The digital rights management that iTunes uses is sometimes referred to as "soft DRM" to indicate that most users don't find it objectionable. One can play the music on up to three computers as well as an Apple iPod portable player, and burn standard audio CDs.

The iTunes Music Store has done well so far. Users praise it, and a large number of downloads have been purchased in the short time since it went online. The AAC audio file format used by iTunes is more compact and sounds better than MP3. The iTunes Music Store is likely to be a long term success.

However, iTunes doesn't solve the problem that artists receive very little of the money from the sale of their music.

Competing services that rely on much stricter copy protection have not been so successful. The launch of BuyMusic was a disaster largely due to the way the DRM prevented anyone from actually being able to listen to their music unimpeded.

While the major record labels have been criticized for failing to take advantage of the potent marketing opportunity presented by the Internet and the MP3 audio format, it is now taking small steps towards selling the music downloads that fans want. The labels should be applauded for doing so.

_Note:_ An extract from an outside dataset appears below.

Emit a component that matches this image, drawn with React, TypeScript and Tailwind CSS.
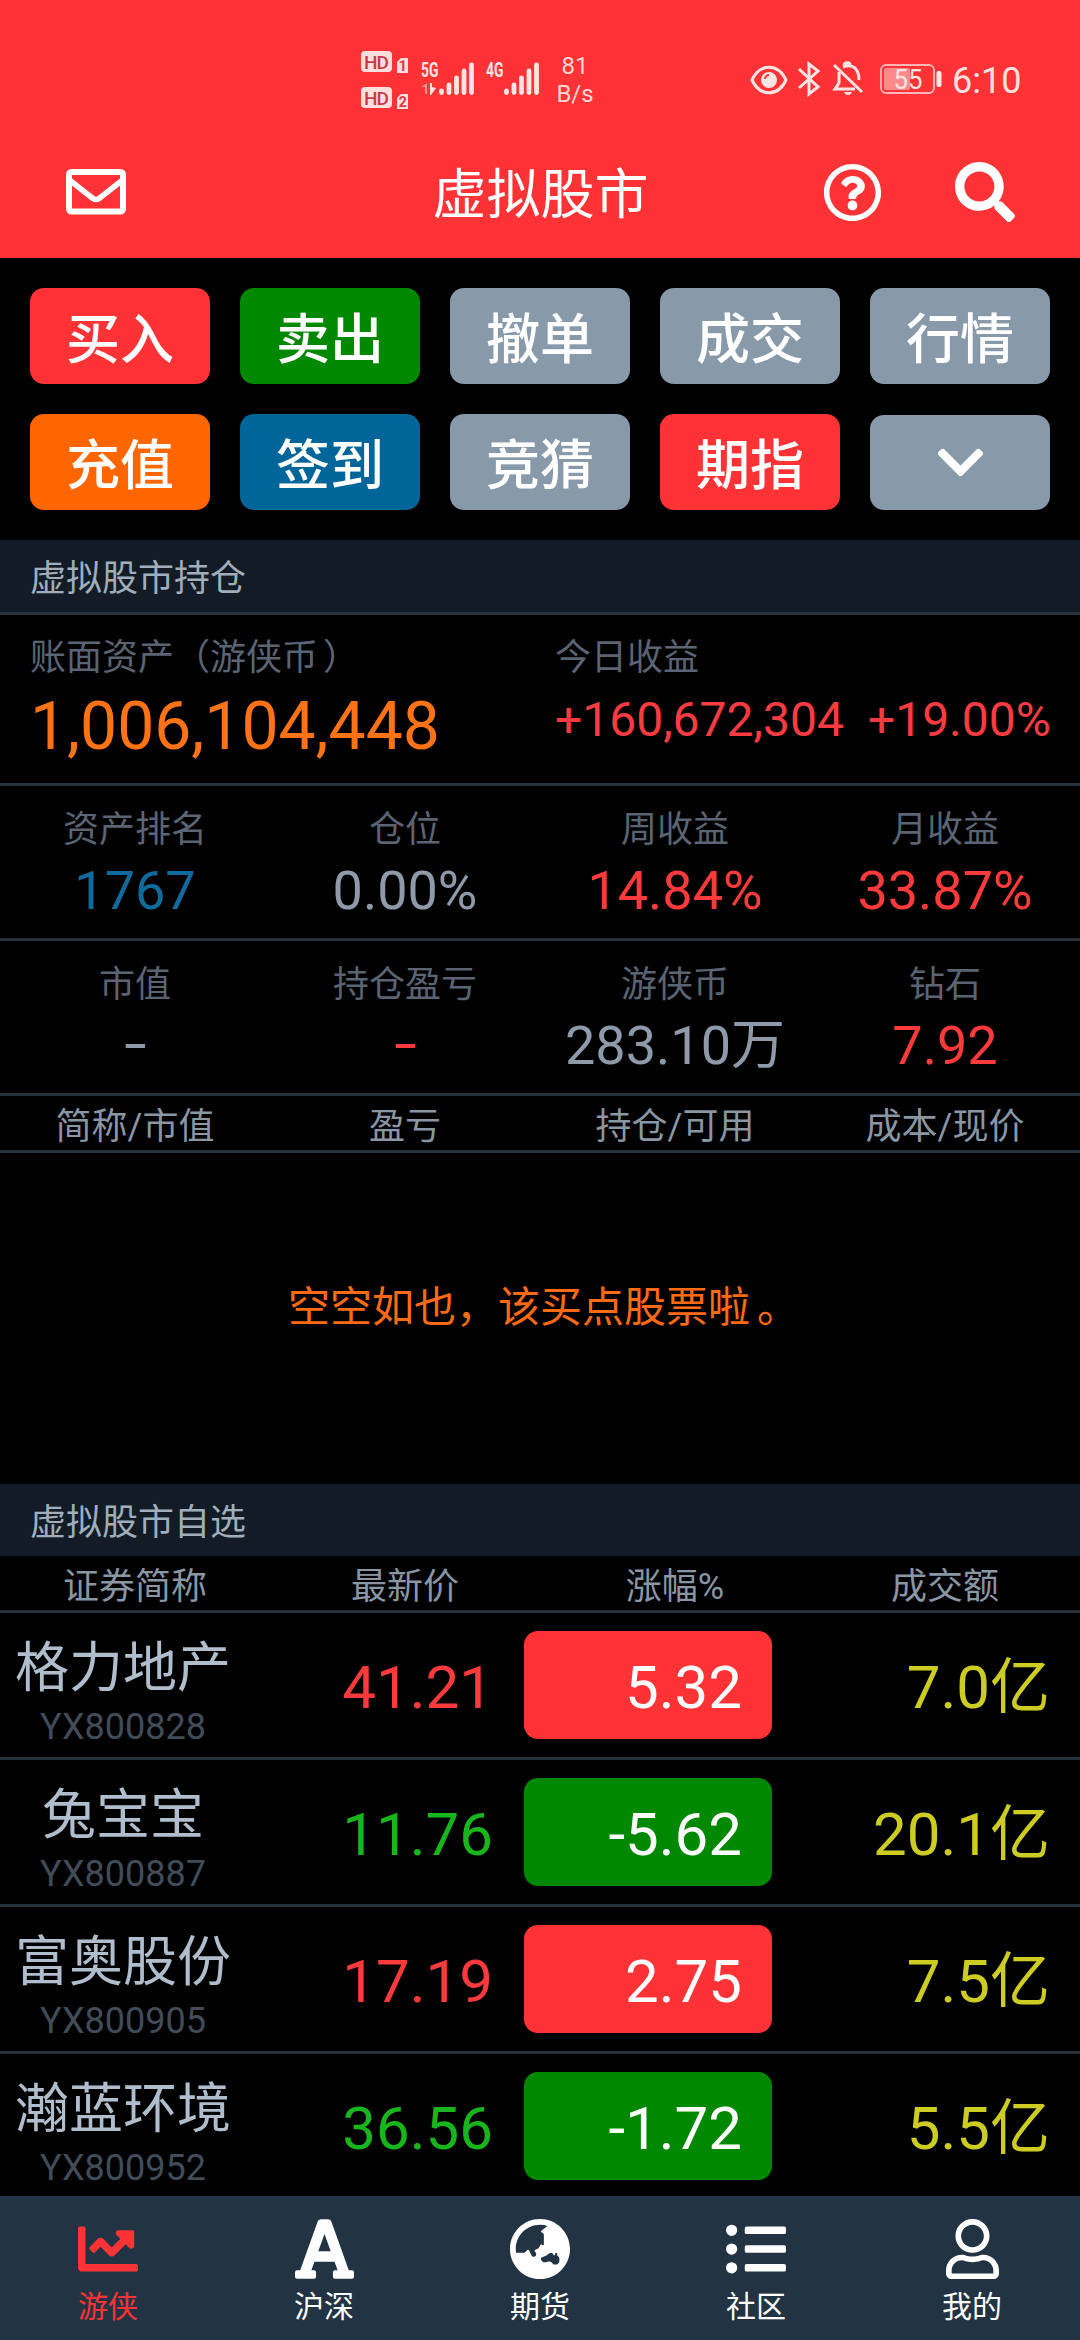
import React from 'react';
import {
  FaChartLine,
  FaChevronDown,
  FaFont,
  FaGlobeAsia,
  FaListUl,
  FaRegQuestionCircle,
  FaRegUser,
  FaSearch,
} from 'react-icons/fa';
import type { IconType } from 'react-icons';

interface Action {
  label: string;
  color: string;
}

interface Stat {
  label: string;
  value: string;
  color: string;
}

interface Stock {
  name: string;
  code: string;
  price: string;
  change: string;
  amount: string;
}

interface Tab {
  label: string;
  icon: IconType;
  size: string;
}

const actions: Action[] = [
  { label: '买入', color: 'bg-[#ff3336]' },
  { label: '卖出', color: 'bg-[#008800]' },
  { label: '撤单', color: 'bg-[#8899aa]' },
  { label: '成交', color: 'bg-[#8899aa]' },
  { label: '行情', color: 'bg-[#8899aa]' },
  { label: '充值', color: 'bg-[#ff6600]' },
  { label: '签到', color: 'bg-[#006699]' },
  { label: '竞猜', color: 'bg-[#8899aa]' },
  { label: '期指', color: 'bg-[#ff3336]' },
];

const incomeStats: Stat[] = [
  { label: '资产排名', value: '1767', color: 'text-[#106a9c]' },
  { label: '仓位', value: '0.00%', color: 'text-[#8e9aaa]' },
  { label: '周收益', value: '14.84%', color: 'text-[#ff3a3c]' },
  { label: '月收益', value: '33.87%', color: 'text-[#ff3a3c]' },
];

const balanceStats: Stat[] = [
  { label: '市值', value: '-', color: 'text-[#8e9aaa]' },
  { label: '持仓盈亏', value: '-', color: 'text-[#ff3a3c]' },
  { label: '游侠币', value: '283.10万', color: 'text-[#8e9aaa]' },
  { label: '钻石', value: '7.92', color: 'text-[#ff3a3c]' },
];

const stocks: Stock[] = [
  { name: '格力地产', code: 'YX800828', price: '41.21', change: '5.32', amount: '7.0亿' },
  { name: '兔宝宝', code: 'YX800887', price: '11.76', change: '-5.62', amount: '20.1亿' },
  { name: '富奥股份', code: 'YX800905', price: '17.19', change: '2.75', amount: '7.5亿' },
  { name: '瀚蓝环境', code: 'YX800952', price: '36.56', change: '-1.72', amount: '5.5亿' },
];

const tabs: Tab[] = [
  { label: '游侠', icon: FaChartLine, size: 'size-[60px]' },
  { label: '沪深', icon: FaFont, size: 'h-[68px] w-[59px]' },
  { label: '期货', icon: FaGlobeAsia, size: 'h-[62px] w-[60px]' },
  { label: '社区', icon: FaListUl, size: 'size-[60px]' },
  { label: '我的', icon: FaRegUser, size: 'h-[60px] w-[53px]' },
];

const HdBadge: React.FC<{ sim: string }> = ({ sim }) => (
  <svg width="48" height="24" viewBox="0 0 48 24">
    <rect x="0" y="1" width="31" height="21" rx="4" fill="#ffdede" />
    <text x="15.5" y="18.5" textAnchor="middle" textLength="25" fontSize="19" fontWeight="500" fill="#c83a44">
      HD
    </text>
    <path d="M36 12l4-4h7v15H36z" fill="#ffdede" />
    <text x="41.8" y="21" textAnchor="middle" fontSize="14" fontWeight="700" fill="#d83a40">
      {sim}
    </text>
  </svg>
);

const Signal: React.FC<{ label: string; traffic?: boolean }> = ({ label, traffic }) => (
  <svg width="56" height="40" viewBox="0 -4 56 40">
    <text x="1" y="15.5" textLength="17.5" lengthAdjust="spacingAndGlyphs" fontSize="21" fontWeight="700" fill="#ffe4e4">
      {label}
    </text>
    {traffic && (
      <g>
        <path d="M1 26l6-4v11H5v-7z" fill="#ff8d8d" />
        <path d="M10 22h2v4l4 1-5 7h-1z" fill="#ffe4e4" />
      </g>
    )}
    <path
      d="M21.5 30v1.5M29 24v7.5M36.5 17v14.5M44 10v21.5M51.5 4v27.5"
      stroke="#ffe4e4"
      strokeWidth="4.8"
      strokeLinecap="round"
    />
  </svg>
);

const StatusBar: React.FC = () => (
  <div className="flex h-[140px] pt-[50px] pl-[361px] text-[#ffe0e0]">
    <div className="flex flex-col gap-3">
      <HdBadge sim="1" />
      <HdBadge sim="2" />
    </div>
    <div className="mt-[7px] ml-[11px] flex gap-[9px]">
      <Signal label="5G" traffic />
      <Signal label="4G" />
    </div>
    <div className="ml-[12px] w-[44px] text-center text-[24px] leading-[28px] text-[#ffd6d6]">
      <div className="mt-[2px]">81</div>
      <div>B/s</div>
    </div>
    <svg className="mt-[15px] ml-[153px]" width="38" height="30" viewBox="0 0 38 30" fill="none">
      <path d="M2 15C10-2 28-2 36 15 28 32 10 32 2 15z" stroke="#ffe4e4" strokeWidth="3" />
      <circle cx="19" cy="15" r="8" fill="#ffe4e4" />
      <path d="M15 14a4 4 0 0 1 4-4" stroke="#ff3336" strokeWidth="2" />
    </svg>
    <svg className="mt-[11px] ml-[9px]" width="24" height="36" viewBox="0 0 24 36" fill="none">
      <path d="M2 8l19 18-9 7V3l9 7L2 27" stroke="#ffe4e4" strokeWidth="3" />
    </svg>
    <svg className="mt-[11px] ml-[11px]" width="32" height="36" viewBox="0 0 32 36" fill="none">
      <path d="M7 11v11l-4 6h20M11 6c10-4 16 2 16 13M12 4c1-3 6-3 6 0" stroke="#ffe4e4" strokeWidth="3" />
      <path d="M2 4l28 27" stroke="#ffe4e4" strokeWidth="3" />
      <path d="M12 31h8c-1 4-7 4-8 0z" fill="#ffe4e4" />
    </svg>
    <svg className="mt-[13px] ml-[16px]" width="63" height="32" viewBox="0 0 63 32">
      <rect x="1" y="2" width="53" height="28" rx="5" fill="none" stroke="#ffb6b6" strokeWidth="1.8" />
      <rect x="4" y="5" width="26" height="22" rx="2" fill="#ff8a8c" />
      <text
        x="28"
        y="25.5"
        textAnchor="middle"
        textLength="29"
        lengthAdjust="spacingAndGlyphs"
        fontSize="27"
        fill="#ffe4e4"
      >
        55
      </text>
      <rect x="56.5" y="8" width="5" height="16" rx="2" fill="#ffe4e4" />
    </svg>
    <div className="mt-[8px] ml-[9px] text-[36px] leading-[46px]">6:10</div>
  </div>
);

const MailIcon: React.FC = () => (
  <svg width="60" height="46" viewBox="0 0 60 46" fill="none" stroke="currentColor" strokeLinejoin="round">
    <rect x="3" y="3" width="54" height="39.5" rx="2.5" strokeWidth="6" />
    <path d="M4 11.5L27 29.5Q30 31.5 33 29.5L56 11.5" strokeWidth="5.5" />
  </svg>
);

const Header: React.FC = () => (
  <header className="h-[258px] bg-[#ff3336] text-white">
    <StatusBar />
    <div className="grid h-[104px] grid-cols-[1fr_auto_1fr] items-center pr-[65px] pl-[66px]">
      <MailIcon />
      <h1 className="pt-[8px] text-[54px] leading-[76px]">虚拟股市</h1>
      <div className="flex items-center justify-end gap-[73px]">
        <FaRegQuestionCircle className="size-[59px]" />
        <FaSearch className="size-[60px]" />
      </div>
    </div>
  </header>
);

const SectionTitle: React.FC<{ title: string }> = ({ title }) => (
  <h2 className="flex h-[72px] items-center bg-[#131b26] pt-[6px] pl-[30px] text-[36px] text-[#a0adba]">{title}</h2>
);

const StatRow: React.FC<{ stats: Stat[] }> = ({ stats }) => (
  <div className="grid h-[155px] grid-cols-4 border-b-[3px] border-[#28323c] pt-[20px] text-center">
    {stats.map((stat) => (
      <div key={stat.label}>
        <div className="text-[36px] leading-[48px] text-[#5a6472]">{stat.label}</div>
        <div className={`mt-[3px] text-[54px] leading-[68px] ${stat.color}`}>
          {stat.value === '-' ? <span className="inline-block -translate-y-[2px] scale-x-150">-</span> : stat.value}
        </div>
      </div>
    ))}
  </div>
);

const ColumnTitles: React.FC<{ titles: string[] }> = ({ titles }) => (
  <div className="grid h-[57px] grid-cols-4 border-b-[3px] border-[#28323c] pt-[5px] text-center text-[36px] leading-[52px] text-[#8996a3]">
    {titles.map((title) => (
      <div key={title}>{title}</div>
    ))}
  </div>
);

const StockRow: React.FC<{ stock: Stock }> = ({ stock }) => {
  const falling = stock.change.startsWith('-');

  return (
    <div className="flex h-[147px] shrink-0 items-center border-b-[3px] border-[#28323c]">
      <div className="w-[246px] pt-[19px] text-center">
        <div className="text-[54px] leading-[64px] text-[#b0bdcc]">{stock.name}</div>
        <div className="text-[36px] leading-[52px] text-[#424c59]">{stock.code}</div>
      </div>
      <div className={`w-[247px] pt-[5px] text-right text-[60px] ${falling ? 'text-[#18b51c]' : 'text-[#ff3a3c]'}`}>
        {stock.price}
      </div>
      <div
        className={`ml-[31px] flex h-[108px] w-[248px] items-center justify-end rounded-[14px] pt-[5px] pr-[30px] text-[60px] text-white ${
          falling ? 'bg-[#008800]' : 'bg-[#ff3336]'
        }`}
      >
        {stock.change}
      </div>
      <div className="flex-1 pt-[6px] pr-[30px] text-right text-[60px] text-[#cccc22]">{stock.amount}</div>
    </div>
  );
};

const App: React.FC = () => {
  return (
    <div className="flex h-[2340px] w-[1080px] flex-col overflow-hidden bg-black font-[Roboto,'Noto_Sans_CJK_SC',sans-serif]">
      <Header />

      <div className="grid h-[282px] grid-cols-5 content-start gap-[30px] px-[30px] pt-[30px]">
        {actions.map((action) => (
          <button
            key={action.label}
            className={`h-[96px] rounded-[14px] pt-[9px] text-[54px] font-medium text-white ${action.color}`}
          >
            {action.label}
          </button>
        ))}
        <button className="mt-px flex h-[95px] items-center justify-center rounded-[14px] bg-[#8899aa] text-white">
          <FaChevronDown className="size-[53px]" />
        </button>
      </div>

      <SectionTitle title="虚拟股市持仓" />
      <div className="flex h-[174px] border-y-[3px] border-[#28323c] pt-[18px] pl-[30px]">
        <div className="w-[525px]">
          <div className="text-[36px] leading-[50px] text-[#5a6472]">
            账面资产（游侠币<span className="ml-[5px]">）</span>
          </div>
          <div className="text-[66px] leading-[88px] text-[#ff7316]">1,006,104,448</div>
        </div>
        <div>
          <div className="text-[36px] leading-[50px] text-[#5a6472]">今日收益</div>
          <div className="mt-[7px] flex gap-[24px] text-[48px] leading-[60px] text-[#fa3c42]">
            <span>+160,672,304</span>
            <span>+19.00%</span>
          </div>
        </div>
      </div>
      <StatRow stats={incomeStats} />
      <StatRow stats={balanceStats} />
      <ColumnTitles titles={['简称/市值', '盈亏', '持仓/可用', '成本/现价']} />
      <div className="flex h-[331px] items-center justify-center pb-[23px] text-[42px] text-[#ff6a14]">
        空空如也，该买点股票啦<span className="translate-x-[7px]">。</span>
      </div>

      <SectionTitle title="虚拟股市自选" />
      <ColumnTitles titles={['证券简称', '最新价', '涨幅%', '成交额']} />
      <div className="flex min-h-0 flex-1 flex-col overflow-hidden">
        {stocks.map((stock) => (
          <StockRow key={stock.code} stock={stock} />
        ))}
      </div>

      <nav className="grid h-[144px] shrink-0 grid-cols-5 bg-[#223344]">
        {tabs.map((tab, index) => (
          <div
            key={tab.label}
            className={`flex flex-col items-center pt-[22px] ${index === 0 ? 'text-[#ff3336]' : 'text-white'}`}
          >
            <div className="flex h-[62px] items-center">
              <tab.icon className={tab.size} preserveAspectRatio="none" />
            </div>
            <span className="mt-[7px] text-[30px] leading-[40px]">{tab.label}</span>
          </div>
        ))}
      </nav>
    </div>
  );
};

export default App;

While the labels are rightly criticized for requiring copy protection of their content, we should take heart from the history of the early personal computer software industry.

At one time the copy protection for many PC programs was quite severe, employing such strategies as floppy disks pierced with laser holes or applications that could only be run from boot disks provided by the publisher. But eventually software copy protection subsided in importance because software purchasers simply purchased competing, non-protected products rather than deal with copy protection. The compromise for many products has been to just require a simple serial number.

The soft DRM employed by the iTunes Music Store is a similar compromise. We can expect the labels to experiment with subscription services that employ a variety of copy protection techniques until one is found that is profitable to the recording industry while being unobjectionable to the purchaser.